Yorkshire Ripper Peter Sutcliffe has been allowed out of Broadmoor to visit the site of his father's ashes, the Home Office has confirmed.
Sutcliffe was accompanied by four prison officers
Sutcliffe, 58, visited the site at Arnside in Cumbria on Monday after Home Secretary Charles Clarke ratified an earlier decision by David Blunkett.
The mass killer left the high security hospital and is reported to have been accompanied by four staff.
"It was the right and proper thing to do," the Home Office said.
Sutcliffe's father John died from cancer in a West Yorkshire hospice last year.
In a statement the Home Office said: "The decision on this individual was made by the previous Home Secretary David Blunkett.
"This decision was subsequently reaffirmed by Charles Clarke.
"A full and comprehensive risk assessment was made by the authorities and the individual was closely supervised at all times.
"At no point was there any danger to members of the public."
But Fabian Hamilton, Labour MP for Leeds North East, in whose constituency some of the Ripper's victims' families live, said he was disturbed by the visit.
"I'm pretty upset about it," he said. "I opposed the possibility of his release for his father's funeral.
"It seemed harsh at the time, but he didn't give any quarter or sympathy to any of the victims, many of whom were from my constituency.
"I think for the families that survived, this is quite a blow."
Keith Hellawell, the former chief constable of West Yorkshire who investigated the full scope of Sutcliffe's crimes after his trial, told BBC Radio 4's Today programme he thought the decision was "odd".
"I think it is a little bizarre and also inconsistent because they have, all the time I was involved with Sutcliffe, refused him any concessions," he said.
"As his father died more than a year ago, it just seems rather odd.
"I don't think it is wrong, personally, because we don't have capital punishment in this country and we do keep people in prison for a long period of time.
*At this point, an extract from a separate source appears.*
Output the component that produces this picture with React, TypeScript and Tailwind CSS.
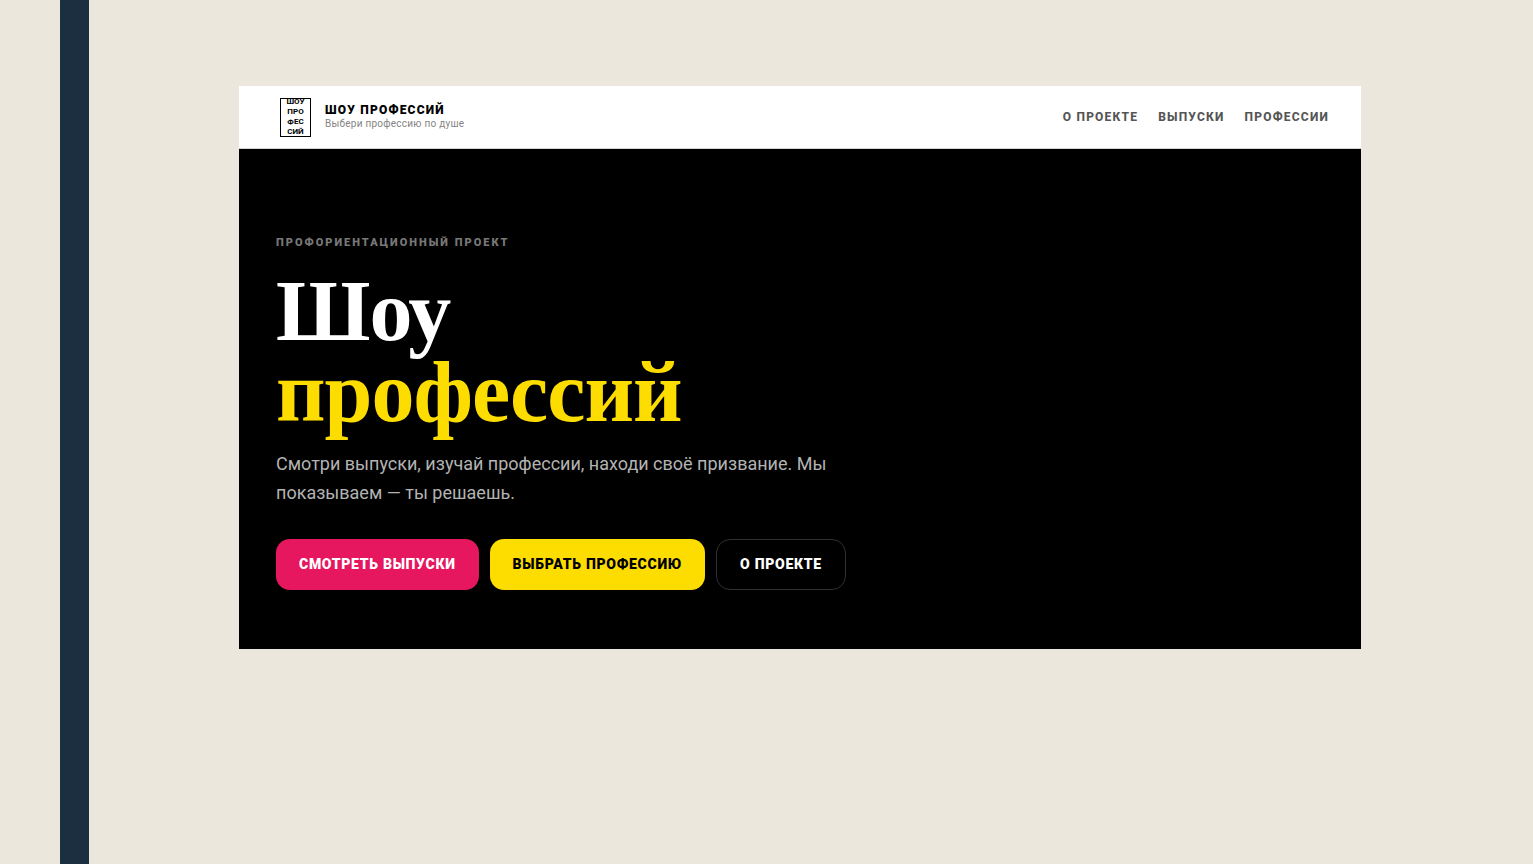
import React from "react";

const navItems = [
  { label: "О проекте", href: "#about" },
  { label: "Выпуски", href: "#episodes" },
  { label: "Профессии", href: "#professions" },
];

const logoRows = ["ШОУ", "ПРО", "ФЕС", "СИЙ"];

function Logo() {
  return (
    <span className="flex h-[39px] w-[31px] flex-col items-center justify-center border border-black text-[8px] leading-[10px] font-bold text-black">
      {logoRows.map((row) => (
        <span key={row}>{row}</span>
      ))}
    </span>
  );
}

function Header() {
  return (
    <header className="flex h-[63px] items-center justify-between border-b border-neutral-300 bg-white pr-8 pl-[41px]">
      <a href="#top" className="flex items-center gap-[14px]">
        <Logo />
        <span className="flex flex-col">
          <span className="text-[12px] leading-[14px] font-black tracking-widest text-black uppercase">
            Шоу профессий
          </span>
          <span className="text-[10px] leading-[14px] tracking-wide text-[#858585]">
            Выбери профессию по душе
          </span>
        </span>
      </a>
      <nav className="flex gap-5">
        {navItems.map((item) => (
          <a
            key={item.href}
            href={item.href}
            className="text-[12px] leading-4 font-extrabold tracking-widest text-[#555555] uppercase"
          >
            {item.label}
          </a>
        ))}
      </nav>
    </header>
  );
}

function Hero() {
  return (
    <section className="bg-black px-[37px] pt-[86px] pb-[59px]">
      <p className="text-[11px] leading-4 font-black tracking-[2px] text-[#777777] uppercase">
        Профориентационный проект
      </p>
      <h1 className="mt-5 font-['Liberation_Serif',serif] text-[86px] leading-[81px] font-bold tracking-[-1px] text-white">
        <span className="block">Шоу</span>
        <span className="block text-[#fddc00]">профессий</span>
      </h1>
      <p className="mt-4 max-w-[572px] text-[18px] leading-[29px] text-[#b3b3b3]">
        Смотри выпуски, изучай профессии, находи своё призвание. Мы показываем — ты решаешь.
      </p>
      <div className="mt-8 flex flex-wrap gap-[11px]">
        <button className="h-[51px] rounded-[14px] bg-[#e6175f] px-[23px] text-[14px] font-black tracking-wider text-white uppercase">
          Смотреть выпуски
        </button>
        <button className="h-[51px] rounded-[14px] bg-[#fddc00] px-[23px] text-[14px] font-black tracking-wider text-black uppercase">
          Выбрать профессию
        </button>
        <button className="h-[51px] rounded-[14px] border border-[#303030] px-[23px] text-[14px] font-black tracking-wider text-white uppercase">
          О проекте
        </button>
      </div>
    </section>
  );
}

export default function App() {
  return (
    <div className="flex min-h-screen bg-[#ebe7dc] pl-[60px] font-[Roboto,sans-serif]">
      <div className="w-[29px] shrink-0 bg-[#1c2f40]" />
      <main className="min-w-0 flex-1 pt-[86px] pr-[172px] pb-16 pl-[150px]">
        <Header />
        <Hero />
      </main>
    </div>
  );
}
"I think it would have been inhuman personally not to allow them to do things when there have been serious incidents within their family, such as deaths."
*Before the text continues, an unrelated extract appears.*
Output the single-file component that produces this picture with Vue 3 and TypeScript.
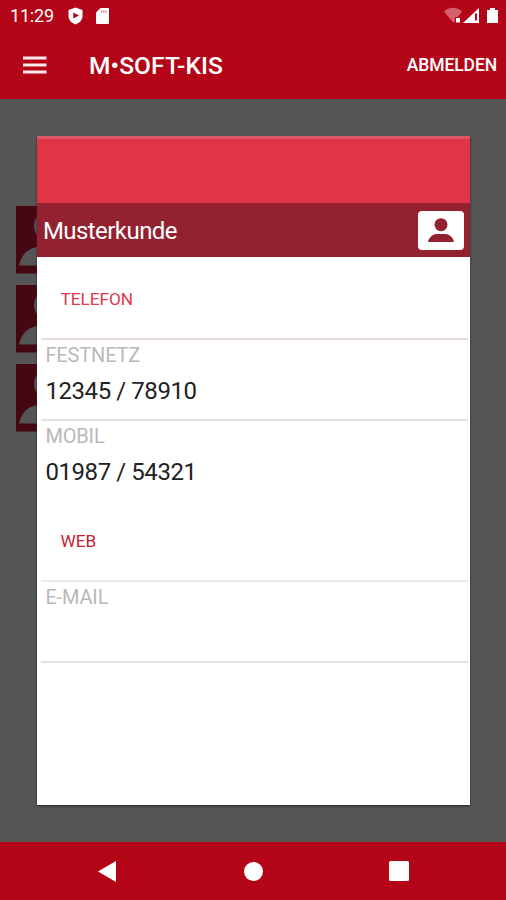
<script setup lang="ts">
interface Field {
  label: string
  value: string
  divider: boolean
}
interface Section {
  title: string
  tone: string
  fields: Field[]
}

const customers: number[] = [1, 2, 3]

const sections: Section[] = [
  {
    title: 'TELEFON',
    tone: 'phone',
    fields: [
      { label: 'FESTNETZ', value: '12345 / 78910', divider: true },
      { label: 'MOBIL', value: '01987 / 54321', divider: false },
    ],
  },
  {
    title: 'WEB',
    tone: 'web',
    fields: [{ label: 'E-MAIL', value: '', divider: true }],
  },
]
</script>

<template>
  <div class="screen">
    <header class="top">
      <div class="status">
        <span class="clock">11:29</span>
        <svg class="shield" width="15" height="18" viewBox="0 0 15 18">
          <path d="M7.5 .5 14.5 3v6c0 4-3 7-7 8.500C3.500 16 .5 13 .5 9V3z" fill="#fff" />
          <path d="M5.300 5.500 11 8.500 5.300 11.500z" fill="#b40518" />
        </svg>
        <svg class="sd" width="13" height="16" viewBox="0 0 13 16">
          <path d="M4.500 0H12a1 1 0 0 1 1 1v14a1 1 0 0 1-1 1H1a1 1 0 0 1-1-1V4.500z" fill="#fff" />
          <path d="M5 2.500h1.200v2H5zM7.200 2.500h1.200v2H7.200zM9.400 2.500h1.200v2H9.400z" fill="#d8707b" />
        </svg>
        <svg class="signals" width="55" height="18" viewBox="0 0 55 18">
          <path d="M0 4.500C5-.5 13-.5 18 4.500L9.500 16z" fill="#d5606d" />
          <path d="M11 10h6.500v7H11z" fill="#b40518" />
          <path d="M12 11h4v4.500h-4z" fill="#fff" />
          <path d="M19 16 35 1v15z" fill="#fff" />
          <path d="M31 6.500h2v7h-2z" fill="#b40518" />
          <path d="M43 3h3V1h5v2h3v13H43z" fill="#fff" />
        </svg>
      </div>
      <div class="appbar">
        <svg class="menu" width="24" height="18" viewBox="0 0 24 18">
          <path d="M0 .5h23.500v3H0zM0 7.500h23.500v3H0zM0 14.500h23.500v3H0z" fill="#ffe9ec" />
        </svg>
        <h1 class="title">M•SOFT-KIS</h1>
        <span class="logout">ABMELDEN</span>
      </div>
    </header>

    <main class="content">
      <div class="list">
        <svg v-for="c in customers" :key="c" class="avatar" width="67" height="67.500" viewBox="0 0 67 67.500">
          <path d="M0 0h67v67.500H0z" fill="#450812" />
          <circle cx="33.500" cy="20" r="15.500" fill="#555" />
          <path d="M3 59.500C5 50 11 42 22 41h23c11 1 17 9 19 18.500z" fill="#555" />
        </svg>
      </div>

      <section class="dialog">
        <div class="banner"></div>
        <div class="namebar">
          <span class="name">Musterkunde</span>
          <span class="contact">
            <svg width="26" height="24" viewBox="0 0 26 24">
              <circle cx="13" cy="6.700" r="6.500" fill="#93212f" />
              <path d="M0 24c.6-3.500 3.500-7.500 8.500-8h9c5 .5 7.900 4.500 8.500 8z" fill="#93212f" />
            </svg>
          </span>
        </div>
        <template v-for="s in sections" :key="s.title">
          <h2 class="heading" :class="s.tone"><span>{{ s.title }}</span></h2>
          <div v-for="f in s.fields" :key="f.label" class="field" :class="{ divided: f.divider }">
            <div class="label">{{ f.label }}</div>
            <div class="value">{{ f.value }}</div>
          </div>
        </template>
      </section>
    </main>

    <nav class="nav">
      <svg width="18" height="21" viewBox="0 0 18 21"><path d="M18 0v21L0 10.500z" fill="#fff" /></svg>
      <svg width="19" height="19" viewBox="0 0 19 19"><circle cx="9.500" cy="9.500" r="9.500" fill="#fff" /></svg>
      <svg width="20" height="20" viewBox="0 0 20 20"><rect width="20" height="20" rx="1.500" fill="#fff" /></svg>
    </nav>
  </div>
</template>

<style>
body {
  margin: 0;
}
</style>

<style scoped>
.screen {
  width: 506px;
  height: 900px;
  display: flex;
  flex-direction: column;
  overflow: hidden;
  background: #555;
  font-family: Roboto, sans-serif;
}
.top {
  height: 99px;
  flex: none;
  background: #b40518;
  color: #fff;
}
.status {
  height: 32px;
  display: flex;
  align-items: center;
  box-sizing: border-box;
  padding: 0 7px 0 10px;
}
.clock {
  width: 58px;
  font-size: 18px;
  line-height: 32px;
  letter-spacing: -0.2px;
}
.shield {
  margin-right: 13px;
}
.signals {
  margin-left: auto;
}
.appbar {
  height: 67px;
  display: flex;
  align-items: center;
  box-sizing: border-box;
  padding: 0 9px 2px 23px;
}
.title {
  margin: 3px auto 0 42px;
  font-size: 24.500px;
  font-weight: 500;
  line-height: 30px;
  letter-spacing: 0.1px;
}
.logout {
  font-size: 17.500px;
  font-weight: 500;
  letter-spacing: -0.1px;
}
.content {
  position: relative;
  flex: 1;
}
.list {
  display: flex;
  flex-direction: column;
  gap: 11.500px;
  padding: 107px 16px 0;
}
.dialog {
  position: absolute;
  left: 37.400px;
  top: 37px;
  width: 432.800px;
  height: 669px;
  background: #fff;
  box-shadow: 0 1px 2px #222;
}
.banner {
  height: 67px;
  box-sizing: border-box;
  border-top: 3px solid #dc5867;
  background: #df3547;
}
.namebar {
  height: 54px;
  display: flex;
  align-items: center;
  justify-content: space-between;
  box-sizing: border-box;
  padding: 0 6px 0 5.500px;
  background: #93212f;
  color: #fff;
}
.name {
  margin-top: 2px;
  font-size: 24px;
  line-height: 54px;
  letter-spacing: -0.55px;
}
.contact {
  width: 46px;
  height: 39px;
  display: grid;
  place-items: center;
  border-radius: 4px;
  background: #fff;
}
.heading {
  height: 83px;
  margin: 0 2px 0 4px;
  box-sizing: border-box;
  padding: 31px 0 0 19px;
  border-bottom: 2px solid #e8d9dc;
  font-size: 17.200px;
  font-weight: 400;
  line-height: 22px;
}
.phone {
  color: #e0384a;
}
.web {
  height: 81px;
  padding-top: 29px;
  border-bottom-color: #eee8e9;
  color: #c91c30;
}
.field {
  height: 80.500px;
  margin: 0 2px 0 4px;
  box-sizing: border-box;
  padding: 3px 0 0 4px;
  border-bottom: 2px solid transparent;
}
.divided {
  border-bottom-color: #e2e2e2;
}
.label {
  color: #b9b9b9;
  font-size: 20px;
  line-height: 24px;
  letter-spacing: -0.15px;
}
.value {
  margin-top: 10px;
  color: #222;
  font-size: 24px;
  line-height: 28px;
  letter-spacing: -0.42px;
}
.nav {
  height: 58px;
  flex: none;
  display: grid;
  grid-template-columns: repeat(3, 146px);
  justify-content: center;
  align-items: center;
  justify-items: center;
  background: #b40518;
}
</style>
The husband of one of Sutcliffe's victim's said their feelings had not been considered.
Harry Smelt, whose wife Olive survived an attack in Halifax in 1975, said his wife was recovering from a stroke.
"She would be more concerned she gets better after having a stroke.
"Nobody worries about the victims at all these days.
"I think all the victims have moved on now.
"They have their lives to live. We have grandchildren and a family. Let's bring it to an end."
Tory MP Julie Kirkbride, who was at school with one of his victims, was scathing about the trip.
"I was a schoolgirl living in West Yorkshire when the Ripper was carrying out his murders.
"He killed a girl who was in my class at school, very close to my house.
"I don't think it's possible that the Home Secretary understands the fear in which women in West Yorkshire lived for many years, that they would be the Ripper's next victim."
Sutcliffe was jailed for life in May 1981 at the Old Bailey.
Between 1975 and 1981 he murdered 13 women and seven others were left for dead in a killing spree which gripped the north of England.
At his trial the former lorry driver claimed "voices from God" told him to purge the streets of prostitutes.